_Directive_
Print only the lines from the top of the data through the line with "31px; line-height: 33px;", both included, skipping every picture.

++++ Information provided ++++

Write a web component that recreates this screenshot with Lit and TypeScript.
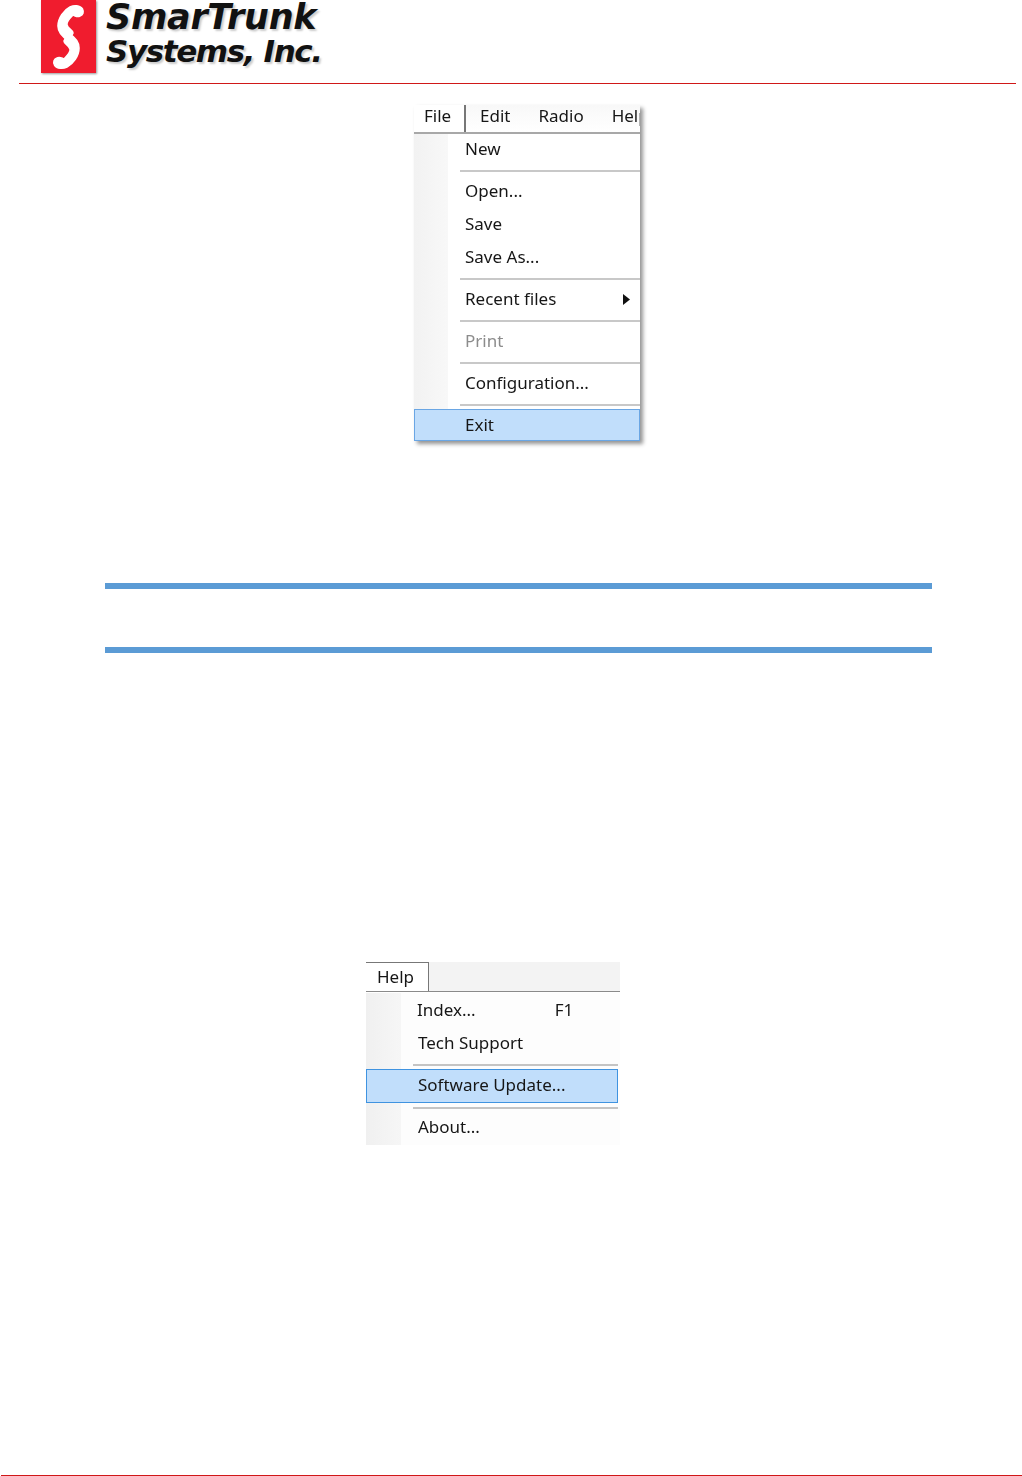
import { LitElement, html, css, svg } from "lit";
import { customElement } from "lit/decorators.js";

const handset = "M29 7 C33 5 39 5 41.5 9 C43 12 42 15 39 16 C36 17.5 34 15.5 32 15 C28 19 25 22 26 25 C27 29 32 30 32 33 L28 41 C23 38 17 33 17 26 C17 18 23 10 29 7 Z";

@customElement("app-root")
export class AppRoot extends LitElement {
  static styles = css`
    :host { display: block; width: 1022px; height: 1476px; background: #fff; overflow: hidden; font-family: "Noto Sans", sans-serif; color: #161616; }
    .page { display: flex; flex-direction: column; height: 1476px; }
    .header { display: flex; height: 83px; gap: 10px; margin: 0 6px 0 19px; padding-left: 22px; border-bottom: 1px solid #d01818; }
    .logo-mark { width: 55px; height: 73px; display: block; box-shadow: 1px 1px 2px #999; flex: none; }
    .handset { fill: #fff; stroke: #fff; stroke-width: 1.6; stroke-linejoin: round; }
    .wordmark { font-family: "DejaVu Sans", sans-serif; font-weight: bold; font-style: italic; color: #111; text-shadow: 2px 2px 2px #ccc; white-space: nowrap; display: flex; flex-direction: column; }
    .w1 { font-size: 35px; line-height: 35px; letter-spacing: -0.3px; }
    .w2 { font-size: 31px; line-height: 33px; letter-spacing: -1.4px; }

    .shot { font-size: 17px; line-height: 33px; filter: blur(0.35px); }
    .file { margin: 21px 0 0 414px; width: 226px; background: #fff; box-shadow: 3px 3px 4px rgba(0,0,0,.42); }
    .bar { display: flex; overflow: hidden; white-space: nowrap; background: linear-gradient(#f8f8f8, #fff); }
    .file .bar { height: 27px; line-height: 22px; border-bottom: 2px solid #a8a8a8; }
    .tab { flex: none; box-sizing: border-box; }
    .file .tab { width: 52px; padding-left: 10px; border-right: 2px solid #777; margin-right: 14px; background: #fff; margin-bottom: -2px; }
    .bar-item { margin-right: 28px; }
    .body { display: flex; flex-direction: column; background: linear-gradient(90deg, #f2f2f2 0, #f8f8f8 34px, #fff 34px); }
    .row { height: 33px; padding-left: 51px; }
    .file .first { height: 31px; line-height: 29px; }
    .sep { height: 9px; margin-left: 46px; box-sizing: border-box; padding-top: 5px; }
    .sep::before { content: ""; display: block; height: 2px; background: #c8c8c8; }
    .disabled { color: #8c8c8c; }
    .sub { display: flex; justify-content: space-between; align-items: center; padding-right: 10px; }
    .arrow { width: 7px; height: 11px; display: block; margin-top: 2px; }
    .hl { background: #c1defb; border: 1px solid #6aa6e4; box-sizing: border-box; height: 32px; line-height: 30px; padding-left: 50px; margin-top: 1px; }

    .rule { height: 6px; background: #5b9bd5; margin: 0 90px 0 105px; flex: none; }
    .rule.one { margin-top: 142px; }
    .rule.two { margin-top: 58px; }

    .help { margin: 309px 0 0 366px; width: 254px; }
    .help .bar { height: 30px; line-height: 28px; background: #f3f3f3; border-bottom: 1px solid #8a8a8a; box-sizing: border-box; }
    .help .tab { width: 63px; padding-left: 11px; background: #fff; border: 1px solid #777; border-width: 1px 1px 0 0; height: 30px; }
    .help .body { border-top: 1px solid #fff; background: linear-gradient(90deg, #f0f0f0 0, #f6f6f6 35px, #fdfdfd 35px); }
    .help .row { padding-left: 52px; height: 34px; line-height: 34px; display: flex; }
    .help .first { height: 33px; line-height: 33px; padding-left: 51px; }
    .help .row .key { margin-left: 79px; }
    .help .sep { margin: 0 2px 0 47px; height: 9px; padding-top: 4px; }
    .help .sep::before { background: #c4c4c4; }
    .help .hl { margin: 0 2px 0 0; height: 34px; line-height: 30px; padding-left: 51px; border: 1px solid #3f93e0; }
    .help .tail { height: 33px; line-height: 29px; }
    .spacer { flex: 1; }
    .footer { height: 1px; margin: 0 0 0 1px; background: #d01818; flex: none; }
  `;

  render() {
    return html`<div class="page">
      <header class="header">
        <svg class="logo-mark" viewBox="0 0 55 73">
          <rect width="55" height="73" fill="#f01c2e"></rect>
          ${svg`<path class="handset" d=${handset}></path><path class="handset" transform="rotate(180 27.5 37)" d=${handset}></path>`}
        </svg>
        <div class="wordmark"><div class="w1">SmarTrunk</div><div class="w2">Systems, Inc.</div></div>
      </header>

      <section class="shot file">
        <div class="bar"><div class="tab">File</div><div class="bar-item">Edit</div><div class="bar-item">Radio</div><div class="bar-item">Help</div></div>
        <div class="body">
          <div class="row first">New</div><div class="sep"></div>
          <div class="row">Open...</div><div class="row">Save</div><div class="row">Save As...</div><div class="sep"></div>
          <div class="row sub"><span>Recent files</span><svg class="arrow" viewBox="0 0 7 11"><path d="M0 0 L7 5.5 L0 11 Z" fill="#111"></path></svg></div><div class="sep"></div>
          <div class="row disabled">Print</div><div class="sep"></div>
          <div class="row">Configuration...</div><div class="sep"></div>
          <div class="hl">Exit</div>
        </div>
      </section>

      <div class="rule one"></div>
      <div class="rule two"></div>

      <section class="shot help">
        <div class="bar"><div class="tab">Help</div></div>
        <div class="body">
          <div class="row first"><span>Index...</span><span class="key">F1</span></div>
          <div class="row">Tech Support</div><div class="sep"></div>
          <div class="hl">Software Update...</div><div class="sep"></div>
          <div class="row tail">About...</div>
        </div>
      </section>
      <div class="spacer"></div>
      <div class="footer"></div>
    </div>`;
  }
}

++++

_Exercise output_
Write a web component that recreates this screenshot with Lit and TypeScript.
import { LitElement, html, css, svg } from "lit";
import { customElement } from "lit/decorators.js";

const handset = "M29 7 C33 5 39 5 41.5 9 C43 12 42 15 39 16 C36 17.5 34 15.5 32 15 C28 19 25 22 26 25 C27 29 32 30 32 33 L28 41 C23 38 17 33 17 26 C17 18 23 10 29 7 Z";

@customElement("app-root")
export class AppRoot extends LitElement {
  static styles = css`
    :host { display: block; width: 1022px; height: 1476px; background: #fff; overflow: hidden; font-family: "Noto Sans", sans-serif; color: #161616; }
    .page { display: flex; flex-direction: column; height: 1476px; }
    .header { display: flex; height: 83px; gap: 10px; margin: 0 6px 0 19px; padding-left: 22px; border-bottom: 1px solid #d01818; }
    .logo-mark { width: 55px; height: 73px; display: block; box-shadow: 1px 1px 2px #999; flex: none; }
    .handset { fill: #fff; stroke: #fff; stroke-width: 1.6; stroke-linejoin: round; }
    .wordmark { font-family: "DejaVu Sans", sans-serif; font-weight: bold; font-style: italic; color: #111; text-shadow: 2px 2px 2px #ccc; white-space: nowrap; display: flex; flex-direction: column; }
    .w1 { font-size: 35px; line-height: 35px; letter-spacing: -0.3px; }
    .w2 { font-size: 31px; line-height: 33px; letter-spacing: -1.4px; }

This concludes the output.